Le concert du mois – Juin 2021

Les Cantates ont suspendu leur cycle depuis avril 2020 et afin de pouvoir reprendre leurs concerts publics, les Cantates et la paroisse du Foyer de l’Âme ont voulu s’associer dans un culte-cantate, un moment qui associe spiritualité et musique, à la manière de ce que vivait Bach quand sa musique était jouée pendant le culte du dimanche à Leipzig.

Pour le culte-cantate du dimanche 6 juin qui a eu lieu au Foyer de l’Âme, c’est la cantate BWV 187 « Es wartet alles auf dich » qui a été choisie pour l’occasion.

Vous trouverez également en PDF le programme complet de la cantate.

Bonne écoute !

Les Cantates

Dimanche 6 juin 2021

Cantate BWV 187
« Es wartet alles auf dich »

Avec l’aimable autorisation des musiciens

Chant

Kaoli Isshiki-Didier – soprano
Ayako Yukawa – alto
Benoît Porcherot – ténor
Olivier Gourdy – basse

Orchestre

Pierre-Eric Nimylowycz, Yuna Lee, Guya Martinini, Diana Lee – violons
Yoshiko Morita – alto
Timothée Oudinot, Nathalie Petitbon – hautbois
François Poly – violoncelle
Marouan Mankar-Bennis – clavecin

Frédéric Rivoal – orgue et coordination

Nous sommes entrés dans le Temps de la Trinité, la partie la plus longue de l’année liturgique. Bach a composé la cantate Es wartet alles auf dich à Leipzig en août 1726. C’est une cantate qui réaffirme la bonté de Dieu. Sa forme est très symétrique, avec au centre un aria de basse, la voix par laquelle s’incarne le Christ.

La première partie est quasiment toute entière occupée par l’imposant chœur fugué. Son titre est du Psaume 104 qui chante les splendeurs de la création. Les deux versets choisis pour la cantate évoquant l’espoir des êtres en l’abondance divine qui pourvoit à leurs besoins. On retrouve dans le chœur ces deux éléments : des cascades de double-croches à profusion d’un côté, et de l’autre un geste musical interrogateur, tourné vers le haut, qui exprime l’attente des croyants.

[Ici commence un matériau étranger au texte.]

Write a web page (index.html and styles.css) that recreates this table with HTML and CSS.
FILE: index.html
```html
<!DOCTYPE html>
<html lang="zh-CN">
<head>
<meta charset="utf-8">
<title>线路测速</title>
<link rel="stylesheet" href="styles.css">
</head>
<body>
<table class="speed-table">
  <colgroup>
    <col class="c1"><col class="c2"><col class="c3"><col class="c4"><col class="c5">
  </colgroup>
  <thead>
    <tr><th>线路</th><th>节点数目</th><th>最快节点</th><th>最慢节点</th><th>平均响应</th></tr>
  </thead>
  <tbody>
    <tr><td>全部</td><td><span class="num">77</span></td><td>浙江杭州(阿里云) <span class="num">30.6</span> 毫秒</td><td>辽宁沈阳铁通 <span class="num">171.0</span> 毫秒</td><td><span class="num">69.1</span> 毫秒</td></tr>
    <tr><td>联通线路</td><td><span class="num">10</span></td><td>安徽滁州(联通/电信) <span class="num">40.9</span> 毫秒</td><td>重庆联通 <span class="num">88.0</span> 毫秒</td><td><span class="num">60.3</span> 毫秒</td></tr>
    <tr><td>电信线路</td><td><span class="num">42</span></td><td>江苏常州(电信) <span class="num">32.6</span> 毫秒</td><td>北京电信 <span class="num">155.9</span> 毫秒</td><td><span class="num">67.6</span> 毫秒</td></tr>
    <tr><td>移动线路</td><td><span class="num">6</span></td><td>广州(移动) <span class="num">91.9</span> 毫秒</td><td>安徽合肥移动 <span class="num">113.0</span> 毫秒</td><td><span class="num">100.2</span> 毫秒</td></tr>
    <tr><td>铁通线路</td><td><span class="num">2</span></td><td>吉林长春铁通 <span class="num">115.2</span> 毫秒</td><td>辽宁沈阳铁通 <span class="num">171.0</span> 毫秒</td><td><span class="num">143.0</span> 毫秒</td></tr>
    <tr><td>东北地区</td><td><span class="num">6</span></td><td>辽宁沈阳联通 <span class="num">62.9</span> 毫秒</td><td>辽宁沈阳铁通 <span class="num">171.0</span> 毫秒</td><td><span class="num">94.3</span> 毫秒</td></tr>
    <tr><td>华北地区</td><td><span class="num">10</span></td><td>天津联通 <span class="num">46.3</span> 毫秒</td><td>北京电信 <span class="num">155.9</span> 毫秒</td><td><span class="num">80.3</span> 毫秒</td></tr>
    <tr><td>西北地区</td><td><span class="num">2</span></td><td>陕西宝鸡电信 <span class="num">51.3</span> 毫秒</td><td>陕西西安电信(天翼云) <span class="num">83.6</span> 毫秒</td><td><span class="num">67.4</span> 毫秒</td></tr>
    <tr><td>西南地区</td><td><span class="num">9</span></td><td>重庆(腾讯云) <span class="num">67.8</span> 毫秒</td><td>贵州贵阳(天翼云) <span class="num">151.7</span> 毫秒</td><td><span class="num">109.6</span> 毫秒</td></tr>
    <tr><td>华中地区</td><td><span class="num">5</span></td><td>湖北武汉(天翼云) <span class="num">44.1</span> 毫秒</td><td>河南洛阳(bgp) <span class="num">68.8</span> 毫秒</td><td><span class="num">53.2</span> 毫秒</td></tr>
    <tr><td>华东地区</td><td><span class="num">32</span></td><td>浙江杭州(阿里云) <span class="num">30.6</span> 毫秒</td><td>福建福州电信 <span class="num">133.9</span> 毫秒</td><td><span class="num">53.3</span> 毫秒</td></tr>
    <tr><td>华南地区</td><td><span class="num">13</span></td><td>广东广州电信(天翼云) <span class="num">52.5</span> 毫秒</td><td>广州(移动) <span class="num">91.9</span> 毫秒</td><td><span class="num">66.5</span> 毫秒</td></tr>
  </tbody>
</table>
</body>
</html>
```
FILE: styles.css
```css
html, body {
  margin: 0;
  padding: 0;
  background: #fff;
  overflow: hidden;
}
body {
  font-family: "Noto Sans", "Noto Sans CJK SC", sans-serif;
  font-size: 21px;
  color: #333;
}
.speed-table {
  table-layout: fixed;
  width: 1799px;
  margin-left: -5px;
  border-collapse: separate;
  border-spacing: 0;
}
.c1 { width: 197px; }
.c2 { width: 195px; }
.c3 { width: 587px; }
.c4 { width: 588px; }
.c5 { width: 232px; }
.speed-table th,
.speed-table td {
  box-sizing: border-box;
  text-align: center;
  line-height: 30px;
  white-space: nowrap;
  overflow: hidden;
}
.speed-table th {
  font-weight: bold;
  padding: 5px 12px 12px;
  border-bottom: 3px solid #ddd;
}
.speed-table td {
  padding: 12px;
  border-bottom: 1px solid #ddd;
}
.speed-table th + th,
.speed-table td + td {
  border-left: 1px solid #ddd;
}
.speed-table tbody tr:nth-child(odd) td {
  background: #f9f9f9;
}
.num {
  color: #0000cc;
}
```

Deux interventions viennent ensuite décrypter ce surprenant tableau sonore, luxuriant comme une forêt vierge.

Un récitatif s’interroge faussement candide sur qui peut entretenir pareil univers.

Un air d’alto vient lui répondre, avec une sérénité dansante. C’est un peu la communauté des croyants parlant d’une seule voix, reconnaissant Dieu comme son bienfaiteur.

A l’époque de Bach s’insérait ici la prédication pendant le culte.

A la reprise de la musique s’opère cette jonction qu’on retrouve souvent : une citation du Nouveau Testament. C’est ici un extrait de l’un des principaux discours du Christ, son Sermon sur la montagne, tel que le rapporte Matthieu.

C’est le cœur de la cantate, où la voix du Christ se fait entendre. La goût de cet air est très particulier : l’harmonie est assez tendue, la texture instrumentale – violons et basse continue – assez austère, on se demande s’il ne va pas pleuvoir. C’est l’inquiétude de l’homme quand sa subsistance qui est là en toile de fond, sur laquelle la parole généreuse vient agir. On la sent plus chaude dans la seconde partie de cet air très bref. Car si cet air est bien au centre de la cantate (trois numéros le précèdent et trois autres le suivent), s’il est théologiquement parlant son point culminant (la parole divine) il ne fonctionne pas seul. Il propulse, il prépare un air de soprano qui vient s’ouvrir comme un parachute.

Un grand ralenti solennel s’opère en effet avec ce surprenant trio dans lequel s’articulent voix, hautbois et basse continue. C’est d’abord humble et frissonnant de reconnaissance. Ça devient peu à peu confiant, lumineux, évident : ces dons que Dieu répand, il y en a pour chacun, donc pour moi aussi, pense l’homme qui se balance entre ciel et terre.

Un récitatif suggère « la morale de l’histoire » que le grand choral final – l’hymne Singen wir aus Herzensgrund (chantons du fond du cœur) – viendra reformuler avec ses allures immémoriales.